Hinterland Green

Monday, May 25, 2009

Komodo Dragon Attacks Terrorize Indonesian Villages, Government Refuses to Allow Erection of Concrete Wall Around Villages

Nobody would have to tell me to run like crazy if I came face to face with a Komodo dragon. There have been a slew of stories in the news lately about the world's largest lizard. Villagers in Indonesia, who have lived for generations alongside the lizards, are now under attack by these dragons. Two people were killed since 2007, a young boy and a fisherman, while others have been severely wounded after being charged, unprovoked, no less. Komodo dragons, with these shark-like teeth and poisonous venom, can kill a person within hours of a bite.Experts have said Komodo dragon attacks are still rare, but have expressed fear is swirling through the fishing villages, along with questions on how best to live with the dragons in the future. Villagers say the dragons are hungry and more aggressive toward humans because their food is being poached, though park officials are quick to disagree. I don't quite know what to make of this, but something has definitely turned these lizards against the villagers.
Komodos grow to be 10 feet long and 150 pounds. All of the estimated 2,500 left in the wild can be found within the 700-square-mile Komodo National Park, mainly on its two largest islands, Komodo and Rinca. The lizards on neighboring Padar were wiped out in the 1980s when hunters killed their main prey, deer. The animals are believed to have descended from a larger lizard on Indonesia's main island Java or Australia around 30,000 years ago. They can reach speeds of up to 18 miles per hour, their legs winding around their low, square shoulders like egg beaters.
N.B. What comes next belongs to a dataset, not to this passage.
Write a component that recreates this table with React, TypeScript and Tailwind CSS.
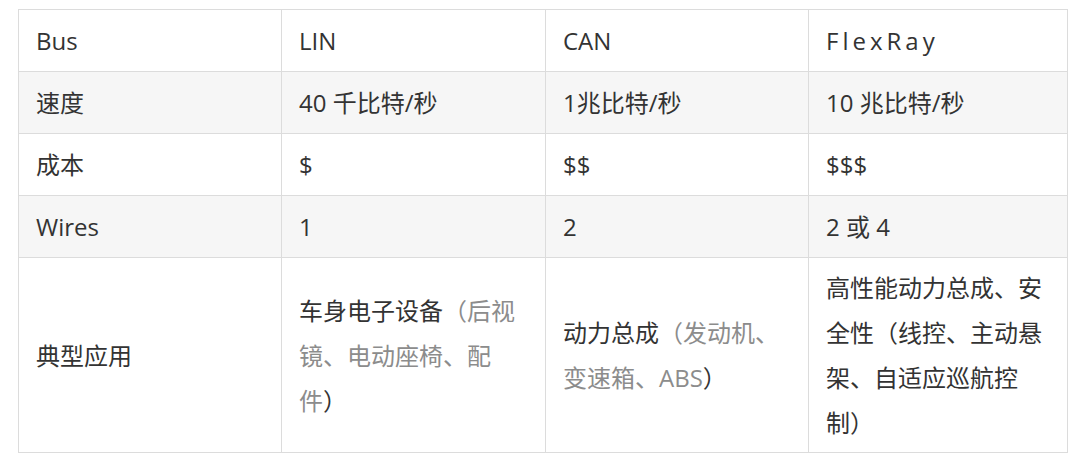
const font = { fontFamily: '"Open Sans", "Noto Sans CJK SC", sans-serif' };

type Cell = { dark: string; gray?: string; close?: string; spaced?: boolean };

const rows: { label: string; cells: Cell[]; tall?: boolean }[] = [
  { label: 'Bus', cells: [{ dark: 'LIN' }, { dark: 'CAN' }, { dark: 'FlexRay', spaced: true }] },
  { label: '速度', cells: [{ dark: '40 千比特/秒' }, { dark: '1兆比特/秒' }, { dark: '10 兆比特/秒' }] },
  { label: '成本', cells: [{ dark: '$' }, { dark: '$$' }, { dark: '$$$' }] },
  { label: 'Wires', cells: [{ dark: '1' }, { dark: '2' }, { dark: '2 或 4' }] },
  {
    label: '典型应用',
    tall: true,
    cells: [
      { dark: '车身电子设备', gray: '（后视镜、电动座椅、配件', close: '）' },
      { dark: '动力总成', gray: '（发动机、变速箱、ABS', close: '）' },
      { dark: '高性能动力总成、安全性（线控、主动悬架、自适应巡航控制）' },
    ],
  },
];

export default function App() {
  return (
    <div className="w-[1080px] h-[464px] bg-white pt-[9px] pl-[18px]" style={font}>
      <table className="w-[1050px] table-fixed border-collapse border border-[#dcdcdc] text-[24px] text-[#333333]">
        <colgroup>
          <col className="w-[263px]" />
          <col className="w-[264px]" />
          <col className="w-[263px]" />
          <col />
        </colgroup>
        <tbody>
          {rows.map((row, i) => (
            <tr key={row.label} className={i % 2 === 1 ? 'bg-[#f6f6f6]' : 'bg-white'}>
              <td className={`border border-[#dcdcdc] px-[17px] align-middle leading-[45px] ${row.tall ? 'h-[195px]' : 'h-[62px]'}`}>
                {row.label}
              </td>
              {row.cells.map((c, j) => (
                <td
                  key={j}
                  className={`border border-[#dcdcdc] px-[17px] align-middle leading-[45px] ${row.tall ? 'h-[195px]' : 'h-[62px]'}`}
                >
                  <span className={c.spaced ? 'tracking-[4px]' : ''}>{c.dark}</span>
                  {c.gray && <span className="text-[#8c8c8c]">{c.gray}</span>}
                  {c.close && <span>{c.close}</span>}
                </td>
              ))}
            </tr>
          ))}
        </tbody>
      </table>
    </div>
  );
}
When they catch their prey, they carry out a frenzied biting spree that releases venom, according to a new study this month in the journal Proceedings of the National Academy of Sciences. The authors, who used surgically excised glands from a terminally ill dragon at the, dismissed the theory that prey die from blood poisoning caused by toxic bacteria in the lizard's mouth. The long, jagged teeth are the lizard's primary weapons, said Bryan Fry of the University of Melbourne. Source: Yahoo News
Villagers have reportedly asked for a 6-foot-high concrete wall to be built around their villages, but that idea has been rejected. The head of the park, Tamen Sitorus, said in a recent interview: "It's a strange request. You can't build a fence like that inside a national park!"That's a silly notion because the protection of the villagers should mean something to the powers that be. Residents have made a makeshift barrier out of trees and broken branches, but they complain it's too easy for the animals to break through. I pray that help will be on the way for these villagers. I would hate to live in constant fear of having an encounter with one of these lizards.